Co-sponsorship of this resolution is not provided by the United States of America, or by France, Austria, China, Norway, Denmark, Sweden, Greece, Egypt or a whole range of countries. Yet they are all close friends of the ASEAN countries.

Mr Peacock —They never have. They have never changed policy. You have changed policy.

Mr HAYDEN —I am glad that the Leader of the Opposition interjected because it gives me a splendid opportunity to discuss the quality and consistency of his foreign policy formulation on these sorts of matters. We are talking about principle and about standing up. In December 1979 he said:

The Australian Government believed that to de-recognise--

that is, Democratic Kampuchea-

would be interpreted as endorsing Vietnam's invasion of Kampuchea. This it was not prepared to do.

Less than 12 months later, on 14 October 1980, he was reported in this way:

Mr Peacock said: 'While co-sponsoring this ASEAN resolution, which is intended to advance our common objectives, Australia cannot prolong its recognition of such a loathsome regime as that of Pol Pot.

Has the man a mind of his own? Does he really know where he stands on foreign policy? Fancy people like this giving anyone a lecture on consistency, principle and penetration of understanding on the issue of foreign policy!

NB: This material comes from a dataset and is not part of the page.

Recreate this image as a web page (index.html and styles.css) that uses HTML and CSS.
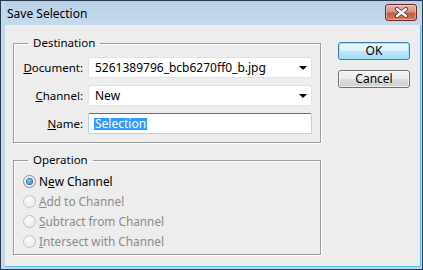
FILE: index.html
```html
<!DOCTYPE html>
<html>
<head>
    <title>Save Selection</title>
    <link rel="stylesheet" href="styles.css">
</head>
<body>
    <div class="window">
        <div class="titlebar">
            <span class="title">Save Selection</span>
            <span class="close">
                <svg width="15" height="11" viewBox="0 0 15 11">
                    <path d="M3 2 L12 9 M12 2 L3 9" stroke="#5a3030" stroke-width="4" stroke-linecap="round"/>
                    <path d="M3 2 L12 9 M12 2 L3 9" stroke="#fff" stroke-width="2.4" stroke-linecap="round"/>
                </svg>
            </span>
        </div>
        <div class="client">
            <div class="main">
                <fieldset class="group dest">
                    <legend>Destination</legend>
                    <div class="row">
                        <label><u>D</u>ocument:</label>
                        <div class="select">5261389796_bcb6270ff0_b.jpg<span class="arrow"></span></div>
                    </div>
                    <div class="row">
                        <label><u>C</u>hannel:</label>
                        <div class="select">New<span class="arrow"></span></div>
                    </div>
                    <div class="row">
                        <label><u>N</u>ame:</label>
                        <div class="textbox"><span class="selected">Selection</span></div>
                    </div>
                </fieldset>

                <fieldset class="group op">
                    <legend>Operation</legend>
                    <div class="radio checked"><span class="dot"></span>N<u>e</u>w Channel</div>
                    <div class="radio disabled"><span class="dot"></span><u>A</u>dd to Channel</div>
                    <div class="radio disabled"><span class="dot"></span><u>S</u>ubtract from Channel</div>
                    <div class="radio disabled"><span class="dot"></span><u>I</u>ntersect with Channel</div>
                </fieldset>
            </div>

            <div class="buttons">
                <button class="btn default">OK</button>
                <button class="btn">Cancel</button>
            </div>
        </div>
    </div>
</body>
</html>
```

FILE: styles.css
```css
body {
    margin: 0;
    padding: 0;
    font-family: 'Segoe UI', 'Noto Sans', sans-serif;
    font-size: 11.5px;
    color: #000;
}

.window {
    width: 423px;
    height: 270px;
    box-sizing: border-box;
    border: 1px solid #2a3a4c;
    background: #c2d7ec;
    padding: 0 1px 2px 4px;
    display: flex;
    flex-direction: column;
}

.titlebar {
    height: 24px;
    display: flex;
    align-items: center;
    justify-content: space-between;
    padding: 0 4px 0 2px;
    background: linear-gradient(#b8d0e9, #c6daee);
}

.title {
    font-size: 12px;
    line-height: 16px;
    margin-top: 1px;
}

.close {
    width: 30px;
    height: 15px;
    margin-top: -1px;
    display: flex;
    align-items: center;
    justify-content: center;
    border: 1px solid #6e2a22;
    border-radius: 3px;
    background: linear-gradient(#eab5a6 0%, #d98f7e 45%, #c65b45 55%, #cf7a63 100%);
    box-shadow: inset 0 0 0 1px rgba(255, 255, 255, 0.35);
}

.client {
    flex: 1;
    display: flex;
    gap: 17px;
    padding: 10px 0 0 8px;
    background: #ededed;
    border-right: 1px solid #52c2ea;
    border-bottom: 1px solid #52c2ea;
}

.main {
    display: flex;
    flex-direction: column;
    gap: 9px;
}

.group {
    width: 308px;
    box-sizing: border-box;
    margin: 0;
    border: 1px solid #9c9c9c;
    box-shadow: 1px 1px 0 #fff, inset 1px 1px 0 #fff;
    padding: 0 8px 8px 0;
}

.group legend {
    margin-left: 14px;
    padding: 0 5px;
    font-size: 11.5px;
    line-height: 16px;
}

.dest {
    padding-top: 6px;
    display: flex;
    flex-direction: column;
    gap: 7px;
}

.row {
    display: flex;
    align-items: center;
    gap: 5px;
}

.row label {
    width: 69px;
    text-align: right;
    font-size: 11.5px;
}

.select, .textbox {
    width: 224px;
    height: 21px;
    box-sizing: border-box;
    background: #fff;
    display: flex;
    align-items: center;
    justify-content: space-between;
    padding: 0 4px 0 6px;
    font-size: 12px;
}

.select {
    border: 1px solid #e2e2e2;
    border-radius: 2px;
}

.arrow {
    width: 0;
    height: 0;
    border-left: 4px solid transparent;
    border-right: 4px solid transparent;
    border-top: 4px solid #000;
    margin-top: 1px;
}

.textbox {
    border: 1px solid #b5d3ea;
    border-top-color: #3d7bad;
    padding-left: 5px;
    border-radius: 2px;
}

.selected {
    display: inline-block;
    background: #3399ff;
    color: #fff;
    height: 12px;
    line-height: 12px;
    padding: 0 1px;
}

.op {
    padding-top: 3px;
    padding-bottom: 3px;
}

.radio {
    height: 20px;
    display: flex;
    align-items: center;
    padding-left: 9px;
    font-size: 11.8px;
}

.dot {
    width: 11px;
    height: 11px;
    border-radius: 50%;
    border: 1px solid #8e8f8f;
    background: radial-gradient(circle at 40% 35%, #fff, #dcdcdc);
    margin-right: 3px;
    display: flex;
    align-items: center;
    justify-content: center;
}

.radio.checked .dot::after {
    content: '';
    width: 5px;
    height: 5px;
    border-radius: 50%;
    background: radial-gradient(circle at 40% 35%, #8fd6fb, #1a64a8);
    box-shadow: 0 0 0 1px #2a6fb0;
}

.radio.disabled {
    color: #8b8b8b;
}

.radio.disabled .dot {
    border-color: #c4c4c4;
    background: radial-gradient(circle at 40% 35%, #fafafa, #e6e6e6);
}

.buttons {
    display: flex;
    flex-direction: column;
    gap: 10px;
    margin-top: 7px;
}

.btn {
    width: 72px;
    height: 18px;
    padding: 0;
    font-family: 'Segoe UI', 'Noto Sans', sans-serif;
    font-size: 12px;
    line-height: 14px;
    color: #000;
    border: 1px solid #707070;
    border-radius: 3px;
    background: linear-gradient(#f2f2f2 0%, #ebebeb 50%, #dddddd 50%, #cfcfcf 100%);
    box-shadow: inset 0 0 0 1px rgba(255, 255, 255, 0.7);
}

.btn.default {
    border-color: #3c7fb1;
    background: linear-gradient(#eaf6fd 0%, #d9f0fc 50%, #bee6fd 50%, #a7d9f5 100%);
    box-shadow: inset 0 0 0 1px #9fe0fb;
}
```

The final matter I want to mention is simply this: We will get these pressures from time to time and we have to handle them in the most capable way we can. It is a two-way process. We are subjected to pressure right now where our interests are concerned in relation to Antarctica. If we take the honourable member's implicit principles, the proposition he is putting to us, we would roll over on that and give in on Antarctica right away. I will not give in that easily where Australia is concerned. I will look after our best interests and I will do so as skilfully as I can. We have been doing it very successfully. If we receive less empty rhetoric from the honourable member we will be doing a lot better.